An index should be maintained of the box where each
closed file is stored. This index likely needs to be retained for
a very long time, even after the files have been destroyed. It can
be very helpful when a former client comes in and is incorrect about
the year in which they were represented.
Some thought needs to be given to the location of
files that are the exception to the standard office policy.

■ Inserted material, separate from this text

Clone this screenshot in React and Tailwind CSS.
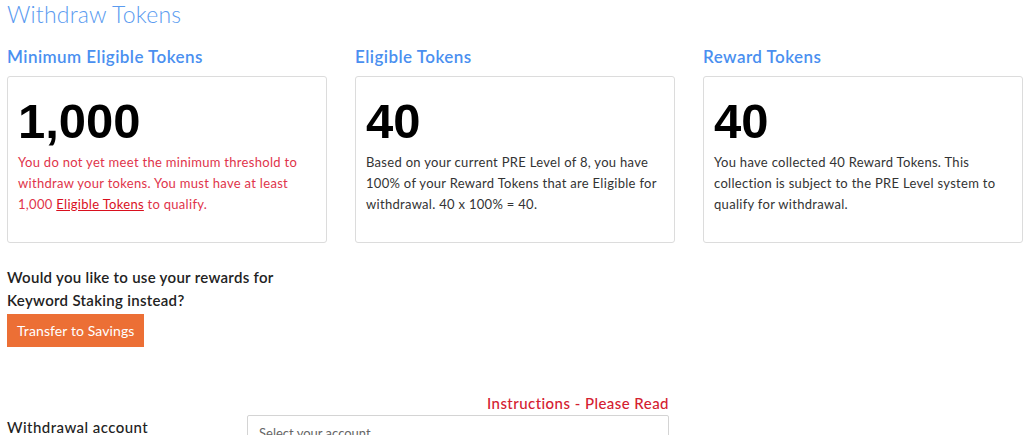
import React from 'react'

const cards = [
  {
    title: 'Minimum Eligible Tokens',
    value: '1,000',
    tone: 'text-[#e0344a]',
    body: (
      <>
        You do not yet meet the minimum threshold to withdraw your tokens. You must have at least 1,000{' '}
        <a href="#" className="underline text-[#d9101e]">Eligible Tokens</a> to qualify.
      </>
    ),
  },
  {
    title: 'Eligible Tokens',
    value: '40',
    tone: 'text-[#333]',
    body: 'Based on your current PRE Level of 8, you have 100% of your Reward Tokens that are Eligible for withdrawal. 40 x 100% = 40.',
  },
  {
    title: 'Reward Tokens',
    value: '40',
    tone: 'text-[#333]',
    body: 'You have collected 40 Reward Tokens. This collection is subject to the PRE Level system to qualify for withdrawal.',
  },
]

function StatCard({ title, value, tone, body }) {
  return (
    <div>
      <h2 className="text-[17px] leading-[24px] font-semibold tracking-[0.45px] text-[#4a8ff0]">{title}</h2>
      <div className="mt-[7px] h-[167px] border border-[#dcdcdc] rounded-[3px] pl-[10px] pr-[12px] pt-[18px]">
        <div className="font-['Liberation_Sans',Arial,sans-serif] font-bold text-[49px] leading-[52px] text-black">{value}</div>
        <p className={`mt-[5px] text-[13px] leading-[21px] tracking-[0.3px] ${tone}`}>{body}</p>
      </div>
    </div>
  )
}

export default function App() {
  return (
    <div className="w-[1024px] h-[435px] overflow-hidden bg-white pl-[7px] pr-[1px] font-['Lato',sans-serif] text-[#333]">
      <h1 className="text-[23px] leading-[28px] font-light tracking-[0.2px] text-[#5a9bf0]">Withdraw Tokens</h1>
      <div className="mt-[17px] grid grid-cols-3 gap-[28px]">
        {cards.map(c => <StatCard key={c.title} {...c} />)}
      </div>

      <p className="mt-[23px] w-[290px] text-[15px] leading-[23px] font-semibold tracking-[0.3px] text-[#222]">
        Would you like to use your rewards for Keyword Staking instead?
      </p>
      <button className="mt-[2px] h-[33px] px-[10px] bg-[#ec6f35] text-white text-[14px] tracking-[0.1px]">Transfer to Savings</button>

      <div className="mt-[46px] w-[662px] grid grid-cols-[240px_1fr]">
        <div />
        <div className="text-right text-[15px] leading-[20px] font-medium tracking-[0.45px] text-[#d42030]">Instructions - Please Read</div>
        <div className="pt-[4px] text-[15px] leading-[20px] font-medium tracking-[0.45px] text-[#222]">Withdrawal account</div>
        <div className="mt-[2px] h-[34px] border border-[#d4d4d4] rounded-[2px] px-[11px] pt-[8px] text-[13px] leading-[18px] text-[#666]">
          Select your account
        </div>
      </div>
    </div>
  )
}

The most simple solution is just to store them with
the other files that were closed that year until it is time to destroy
the rest of the files. The potential problem with that approach is
that someone may fail to go and remove them before the rest of the
files are destroyed. If you’re going to operate this way, then
I suggest that you make liberal use of a highlighter or perhaps even
use a colored paper wrapper to make it clear which file or files
in a particular box are not to be destroyed with the rest. I also
think it would be a prudent practice to write on the outside of the
box that there were files contained there that should be removed
before the others are destroyed.
The other method is to store the files with a different
destruction date separately. Then it would probably make sense to
place a blank file folder with the client name on the tab in the
place where the file normally would have been, which indicates where
that particular file is located.
Either method works and, as you can see, either method
has its potential for problems. But with attention to detail, the
process can be made easy and painless.
I hope you have benefited from this discussion of
closing and destruction of client files. Closing files really is
about making money. Properly closing files is also about not building
up a future liability of time debt that will have to be paid off
at some point – whether by you or your heirs.